# DATASET CONTENT
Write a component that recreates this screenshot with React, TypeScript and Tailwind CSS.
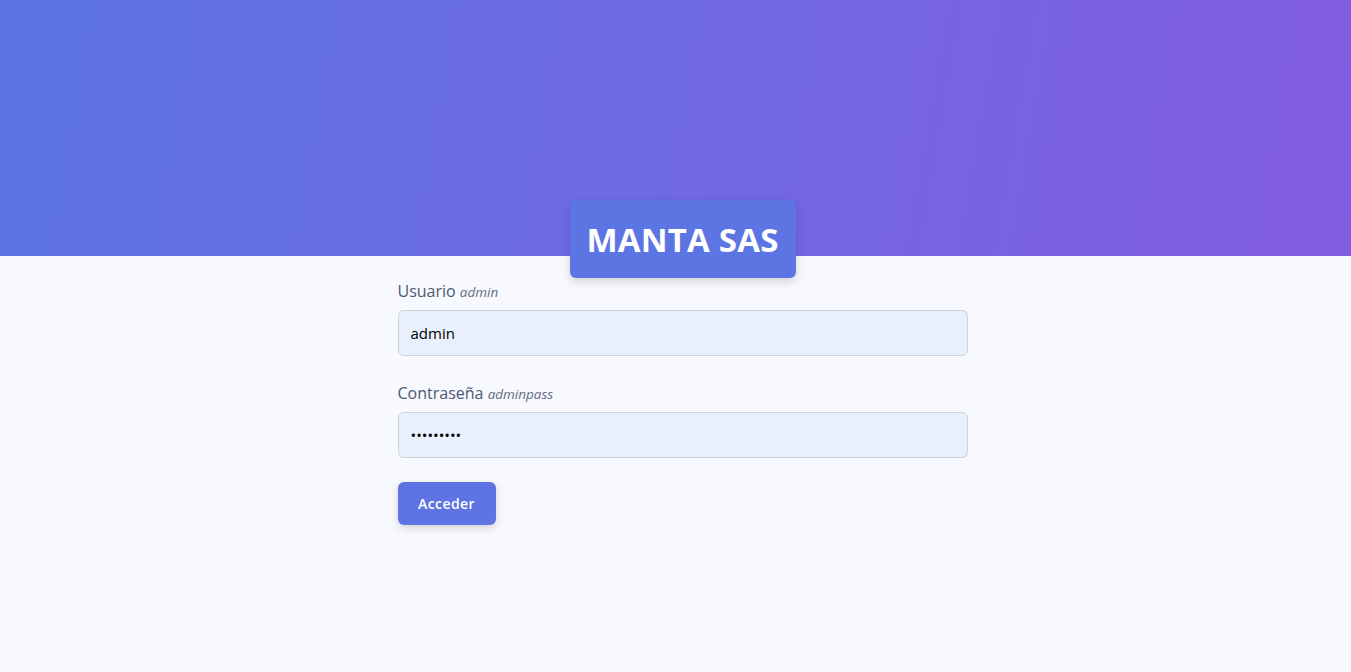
import React from "react";

export default function App() {
  return (
    <div
      className="min-h-[672px] bg-[#f7f9fe] flex flex-col"
      style={{ fontFamily: '"Open Sans", sans-serif' }}
    >
      <div className="h-[256px] bg-[linear-gradient(100deg,#5a73e4_0%,#6e6ae5_45%,#825be3_100%)] flex items-end justify-center pl-[14px]">
        <div className="translate-y-[22px] bg-[#5d74e3] rounded-[6px] h-[78px] w-[226px] flex items-center justify-center shadow-[0_4px_10px_rgba(0,0,0,0.15)]">
          <span className="text-white font-bold text-[33px] tracking-[0.2px] leading-none">MANTA SAS</span>
        </div>
      </div>
      <div className="pl-[14px]">
        <div className="w-[570px] mx-auto pt-[25px]">
          <label className="block text-[16px] text-[#4a5874] leading-[20px]">
            Usuario <span className="italic text-[13.5px] text-[#5f6b84]">admin</span>
          </label>
          <input
            defaultValue="admin"
            className="mt-[8px] w-full h-[46px] bg-[#e8f0fe] border border-[#cdd3dc] rounded-[6px] px-[12px] text-[15px] text-black outline-none"
          />
          <label className="block mt-[27px] text-[16px] text-[#4a5874] leading-[20px]">
            Contraseña <span className="italic text-[13.5px] text-[#5f6b84]">adminpass</span>
          </label>
          <input
            type="password"
            defaultValue="adminpass"
            className="mt-[8px] w-full h-[46px] bg-[#e8f0fe] border border-[#cdd3dc] rounded-[6px] px-[12px] text-[15px] text-black outline-none"
          />
          <button className="block mt-[24px] w-[98px] h-[43px] bg-[#5e74e4] text-white text-[14px] font-semibold rounded-[6px] shadow-[0_3px_8px_rgba(0,0,0,0.15)] tracking-[0.4px]">
            Acceder
          </button>
        </div>
      </div>
    </div>
  );
}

# JOB
Write down every line from the opening of the listing to the line with "import React from", both included, and nothing else; the pictures are omitted.

# CORRECT RESPONSE
Write a component that recreates this screenshot with React, TypeScript and Tailwind CSS.
import React from "react";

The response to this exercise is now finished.